WORK TO COMPLETE: For the entries below, how many lines include the word "that"? Give the figure and nothing more.

[RAW RECORDS start]

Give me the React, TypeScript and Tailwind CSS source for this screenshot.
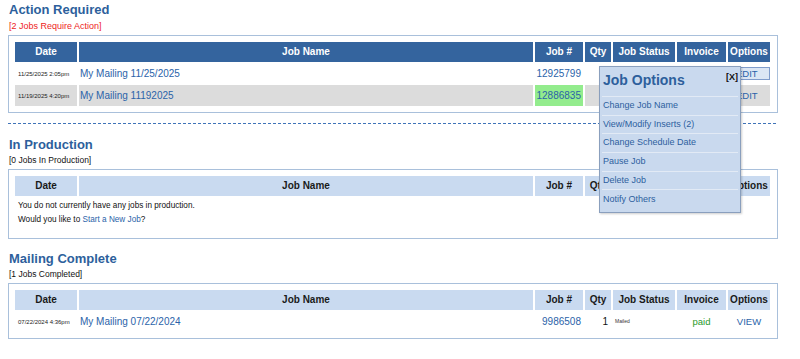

[RAW RECORDS end]
[RAW RECORDS start]

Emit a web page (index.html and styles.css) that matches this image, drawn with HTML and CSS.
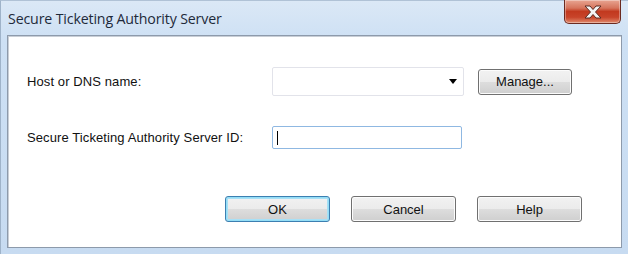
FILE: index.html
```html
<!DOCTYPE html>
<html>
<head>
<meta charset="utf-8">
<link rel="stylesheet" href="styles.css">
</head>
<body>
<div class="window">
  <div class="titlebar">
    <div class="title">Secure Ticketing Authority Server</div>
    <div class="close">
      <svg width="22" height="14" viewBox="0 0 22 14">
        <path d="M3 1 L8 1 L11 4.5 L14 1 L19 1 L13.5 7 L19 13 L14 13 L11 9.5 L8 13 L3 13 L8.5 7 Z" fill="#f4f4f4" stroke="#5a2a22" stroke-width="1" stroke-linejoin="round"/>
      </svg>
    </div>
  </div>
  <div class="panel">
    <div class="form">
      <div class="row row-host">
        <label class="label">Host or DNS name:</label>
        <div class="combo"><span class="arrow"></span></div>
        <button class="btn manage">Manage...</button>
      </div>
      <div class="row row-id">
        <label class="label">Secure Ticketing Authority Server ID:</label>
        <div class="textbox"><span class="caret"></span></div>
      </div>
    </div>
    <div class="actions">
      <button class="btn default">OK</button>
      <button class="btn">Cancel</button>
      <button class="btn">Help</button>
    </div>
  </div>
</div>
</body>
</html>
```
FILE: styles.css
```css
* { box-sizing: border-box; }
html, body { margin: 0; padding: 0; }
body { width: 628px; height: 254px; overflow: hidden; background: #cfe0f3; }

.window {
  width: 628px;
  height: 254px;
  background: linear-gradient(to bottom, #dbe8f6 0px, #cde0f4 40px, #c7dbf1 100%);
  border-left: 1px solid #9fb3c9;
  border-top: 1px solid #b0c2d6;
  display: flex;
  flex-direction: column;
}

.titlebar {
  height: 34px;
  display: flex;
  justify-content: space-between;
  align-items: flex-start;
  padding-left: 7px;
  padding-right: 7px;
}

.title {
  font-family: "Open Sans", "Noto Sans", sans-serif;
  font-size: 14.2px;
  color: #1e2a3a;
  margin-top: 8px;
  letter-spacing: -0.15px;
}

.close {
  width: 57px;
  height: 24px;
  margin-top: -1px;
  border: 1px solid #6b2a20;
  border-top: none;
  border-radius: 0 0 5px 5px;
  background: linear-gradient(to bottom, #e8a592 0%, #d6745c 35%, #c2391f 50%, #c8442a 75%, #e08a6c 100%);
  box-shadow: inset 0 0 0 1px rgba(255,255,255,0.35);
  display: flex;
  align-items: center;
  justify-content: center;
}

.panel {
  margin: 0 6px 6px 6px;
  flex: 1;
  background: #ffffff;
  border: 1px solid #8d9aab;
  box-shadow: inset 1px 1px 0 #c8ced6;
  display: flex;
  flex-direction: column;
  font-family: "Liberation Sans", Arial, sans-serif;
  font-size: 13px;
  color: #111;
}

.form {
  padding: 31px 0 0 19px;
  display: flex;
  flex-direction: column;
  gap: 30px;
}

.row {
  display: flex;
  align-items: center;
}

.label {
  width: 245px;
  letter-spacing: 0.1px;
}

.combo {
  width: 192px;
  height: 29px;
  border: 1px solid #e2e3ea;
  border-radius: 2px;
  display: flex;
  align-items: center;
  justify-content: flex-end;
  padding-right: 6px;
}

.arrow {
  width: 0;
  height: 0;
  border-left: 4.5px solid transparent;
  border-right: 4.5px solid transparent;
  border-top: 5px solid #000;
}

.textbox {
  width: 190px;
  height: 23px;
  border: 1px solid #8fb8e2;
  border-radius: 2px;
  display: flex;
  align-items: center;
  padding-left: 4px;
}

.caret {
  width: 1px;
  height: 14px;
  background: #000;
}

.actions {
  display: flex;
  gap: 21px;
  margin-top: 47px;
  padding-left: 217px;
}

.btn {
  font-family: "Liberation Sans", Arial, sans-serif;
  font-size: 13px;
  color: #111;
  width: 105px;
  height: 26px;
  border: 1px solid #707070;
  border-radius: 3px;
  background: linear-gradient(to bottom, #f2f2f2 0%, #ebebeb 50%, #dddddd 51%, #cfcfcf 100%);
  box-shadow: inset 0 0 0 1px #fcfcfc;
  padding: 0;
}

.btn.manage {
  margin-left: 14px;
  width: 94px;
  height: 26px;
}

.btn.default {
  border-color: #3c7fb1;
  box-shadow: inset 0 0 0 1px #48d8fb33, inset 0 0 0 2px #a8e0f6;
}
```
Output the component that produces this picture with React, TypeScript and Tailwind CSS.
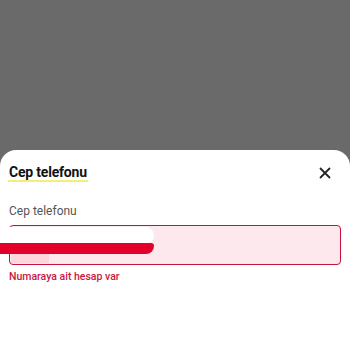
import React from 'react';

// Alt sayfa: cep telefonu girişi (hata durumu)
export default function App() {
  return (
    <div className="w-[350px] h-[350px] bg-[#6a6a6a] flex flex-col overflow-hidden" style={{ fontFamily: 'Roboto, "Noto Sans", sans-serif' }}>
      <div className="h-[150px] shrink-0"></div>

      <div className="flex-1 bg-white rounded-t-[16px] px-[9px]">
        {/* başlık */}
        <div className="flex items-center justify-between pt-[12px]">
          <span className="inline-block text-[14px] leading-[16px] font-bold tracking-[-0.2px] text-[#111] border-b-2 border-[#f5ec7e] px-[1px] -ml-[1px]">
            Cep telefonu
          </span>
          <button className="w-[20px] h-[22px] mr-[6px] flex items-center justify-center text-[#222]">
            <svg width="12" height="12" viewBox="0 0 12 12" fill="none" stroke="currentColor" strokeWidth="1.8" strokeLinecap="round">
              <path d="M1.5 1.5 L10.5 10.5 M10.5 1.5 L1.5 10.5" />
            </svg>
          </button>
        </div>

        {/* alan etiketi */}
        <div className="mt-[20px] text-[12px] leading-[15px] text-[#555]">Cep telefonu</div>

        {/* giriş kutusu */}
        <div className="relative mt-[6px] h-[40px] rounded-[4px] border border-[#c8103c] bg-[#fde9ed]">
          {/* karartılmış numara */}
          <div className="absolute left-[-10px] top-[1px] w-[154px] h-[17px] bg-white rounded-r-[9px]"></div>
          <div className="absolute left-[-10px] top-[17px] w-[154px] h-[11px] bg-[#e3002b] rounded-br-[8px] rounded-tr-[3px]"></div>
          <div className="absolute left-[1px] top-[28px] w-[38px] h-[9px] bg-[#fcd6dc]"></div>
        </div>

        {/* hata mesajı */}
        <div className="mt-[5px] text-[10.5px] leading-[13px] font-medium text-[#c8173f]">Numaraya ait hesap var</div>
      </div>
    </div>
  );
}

[RAW RECORDS end]
[RAW RECORDS start]

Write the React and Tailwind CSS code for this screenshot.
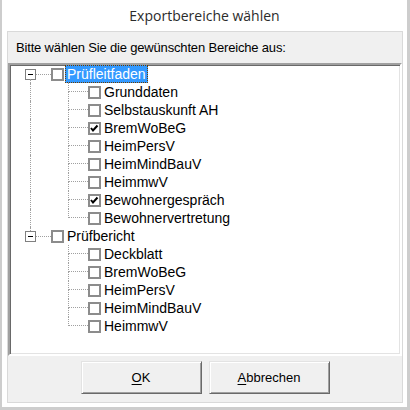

[RAW RECORDS end]

COMPLETED TASK: 2